This book presents a comprehensive introduction to the principles of power electronics, focusing on the switched transformer concept and phasor transformation techniques as employed in the analysis and design of power electronic circuits. Phasor transformations, as introduced in this book, make the time-varying nature of a switching converter simple and easy to handle, transforming it into an equivalent time-invariant circuit.
The book starts with an introduction to the philosophy and fundamental principles of power electronics. The switched transformer concept, which is applicable to any switching converter, is introduced, and it is shown how DC-DC converters analyses are then so straightforward that very little equational manipulation is needed. Then the phasor transformation techniques are comprehensively explained over three parts. Single phase and multi-phase AC systems are dealt with through the single phase phasor transformation and circuit DQ transformation, respectively. A general unified phasor transformation is then introduced for the static and dynamic cases. The final part of the book considers current and potential extensions of the technique in various fields of application, including wireless power transfer, signal processing, power systems and renewable energy.
The book avoids the piece-wise linear circuit models used in other titles, with which the mathematical results become too complicated to be used in practice. No cumbersome equations or matrix manipulations are needed with the phasor transformation techniques introduced in this book. It will be a valuable reference source for engineering students and practising researchers in power electronics and related areas.
Chun T. Rim received the B.S. degree with Honor in electrical engineering from KIT in 1985, and the M.S. and Ph.D. degrees in electrical engineering from KAIST, Korea, in 1987 and 1990, respectively.
Since 2007, he has been an associate professor of Nuclear and Quantum Engineering at KAIST. He has been developing various wireless power technologies including inductive power transfer systems for On-Line Electrical Vehicles. From 1990 to 1995, he was a military officer at the Ministry of National Defense in Korea. From 1995 to 2003, he was a senior researcher at the Agency for Defense Development, Daejeon, and from 1997 to 1999, he was with Astrium in Portsmouth, U.K. From 2003 to 2007, he was a senior director at the Presidential Office, Seoul, Korea. He was involved in developing Korea’s first airborne and spaceborne synthetic aperture radars. His research areas include wireless electric vehicles, wireless power systems for robots, mobiles, wearables and IoT, and general unified modeling of power electronics. He has authored or coauthored 142 technical papers, written eight books, and holds 141 patents (awarded and pending). He won numerous awards including the Best Paper Award of IEEE Power Electronics Transactions in 2015 (wireless power) and three prizes by the Korean government. He was the chair of Wireless Power Committee of KIPE from 2010 to 2015 and the chair of EV Charger Committee of KIEE since 2011, respectively.

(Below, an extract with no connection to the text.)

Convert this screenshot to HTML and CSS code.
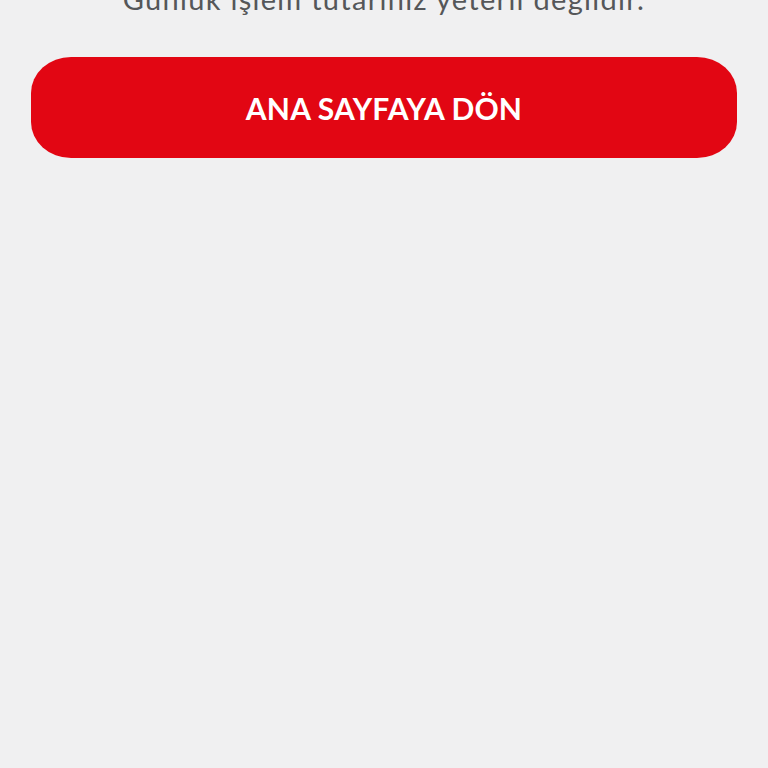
FILE: index.html
```html
<!DOCTYPE html>
<html lang="tr">

<head>
    <meta charset="UTF-8">
    <meta name="viewport" content="width=device-width, initial-scale=1.0">
    <title>İşlem sonucu</title>

    <link rel="stylesheet" href="styles.css">
</head>

<body>
    <div id="resultBox">
        <p id="message">Günlük işlem tutarınız yeterli değildir.</p>

        <button id="homeBtn" onclick="location.href='index.html'">ANA SAYFAYA DÖN</button>
    </div>
</body>

</html>
```

FILE: styles.css
```css
body {
    margin: 0;
    background-color: #f0f0f1;
    font-family: Lato, "Open Sans", sans-serif;
}

#resultBox {
    display: flex;
    flex-direction: column;
    padding: 0 31px;
}

/* message */
#message {
    margin: -18px 0 0;
    font-size: 29px;
    line-height: 34px;
    letter-spacing: 1.3px;
    color: #555759;
    text-align: center;
}

/* button */
#homeBtn {
    display: flex;
    align-items: center;
    justify-content: center;
    margin-top: 41px;
    height: 101px;
    padding-top: 2px;
    border: none;
    border-radius: 40px / 36px;
    background-color: #e20613;
    cursor: pointer;

    font-family: Lato, "Open Sans", sans-serif;
    font-size: 30px;
    font-weight: bold;
    letter-spacing: 0.2px;
    color: white;
}
```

He is now an associate editor of IEEE Transactions on Power Electronics and the Journal of Emerging and Selected Topics in Power Electronics (J-ESTPE), a guest editor of the Special Issue on Wireless Power Transfer of the IEEE Transactions on Power Electronics, IEEE Transactions on Industrial Electronics, and J-ESTPE, and the general chair of the 2014 IEEE VTC-Workshop on Wireless power (WoW), 2015 IEEE WoW, and 2016 IEEE WoW.